Following a more than 20% share price fall to 800p on a trading update last month, shares in fashion company Superdry (SDRY) are currently more than 6% lower and below that price today on the back of a “Pre-Close Trading Statement”…
The statement sees CEO Euan Sutherland argue “Superdry has made significant progress in the first half” (to 27th October 2018) and “we are well prepared for peak trading”. Hmmm - the statement reports 3.1% revenue growth to £414.6 million, including store sales down 2.3% to £177.4 million but average retail space UP 9.4% to 1.186m sq. ft.!
The statement follows a mid last month trading update having warned of “£8m in additional foreign exchange costs, split evenly over the financial year” and “unseasonably hot weather”. However, on an “around £10m” adverse trading profit impact it noted “the effect of the weather conditions experienced… combined with the well-publicised challenges facing some of Superdry's trading partners” - i.e. it was tough going anyway.
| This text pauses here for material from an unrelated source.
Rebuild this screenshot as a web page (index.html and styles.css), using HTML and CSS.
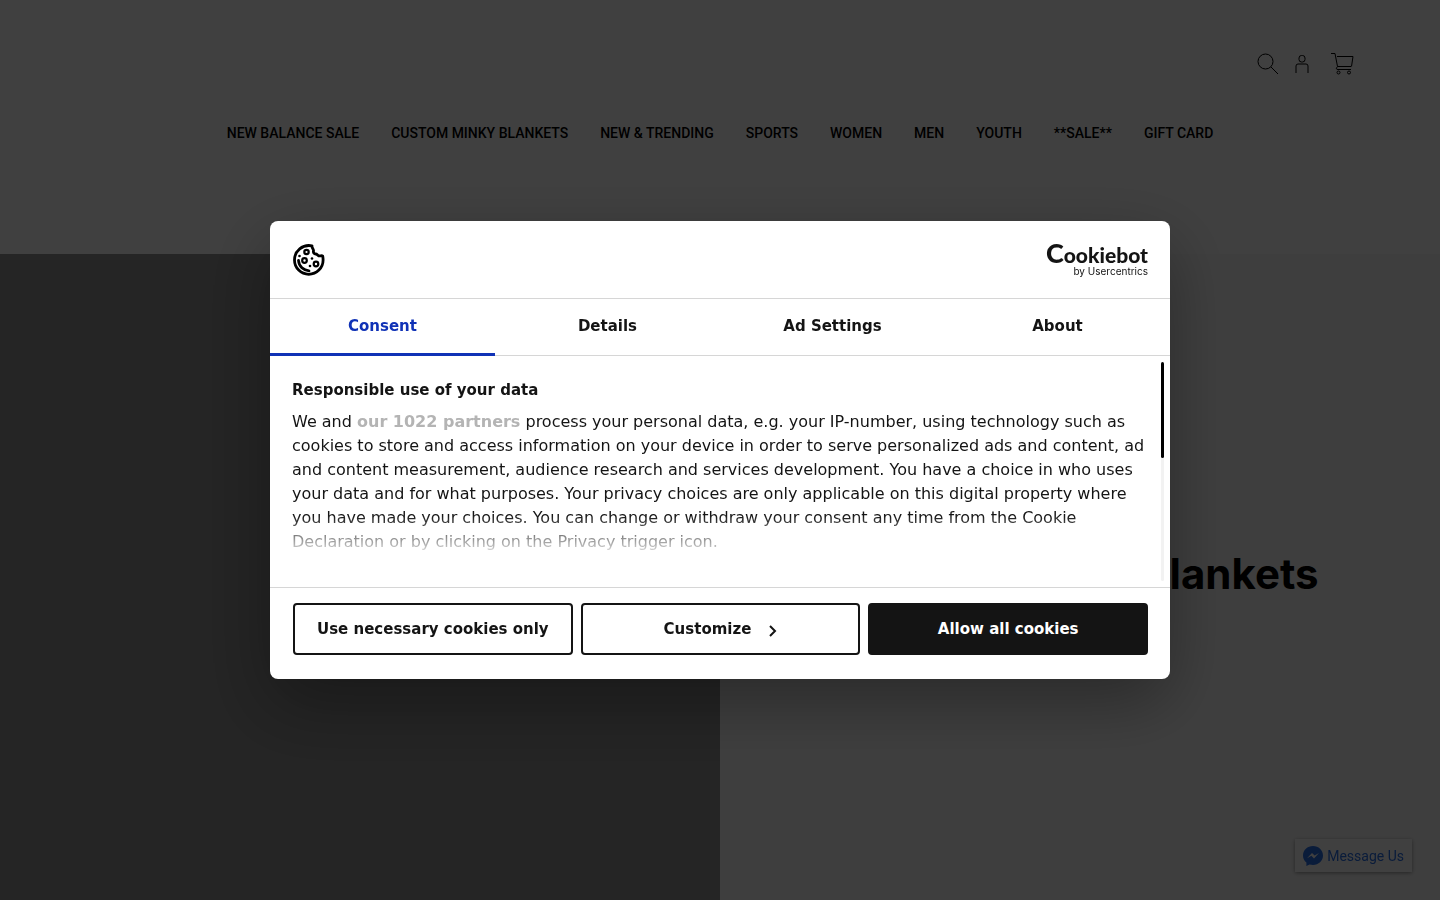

The company now updates;
“While some of our key markets saw colder weather conditions last week, with the result that our sales performance in those markets was more typical for this time of year, we have not yet seen a sustained period of seasonally typical weather. As highlighted previously, the company's full year profits are heavily influenced by its performance in the second half, led by cold weather products with jackets and sweats accounting for 55 to 60% of autumn winter sales.”
Hmmm – “more typical” sales performance also suggests something of struggle even in the colder weather conditions and overall it sounds like a deferred further profit warning to me. I note Sutherland also adds “we are six months into a product diversification and innovation programme and, as we said in the summer, it will take up to 18 months for the benefits to come through”.
Is there really “significant progress in the first half”? Chris Bailey recently noted it possibly popcorn time here - concluding to get that and watch it all kick off. There are far easier retailers to buy shares in if you so wish. I concur and currently wouldn’t want to be owning shares here.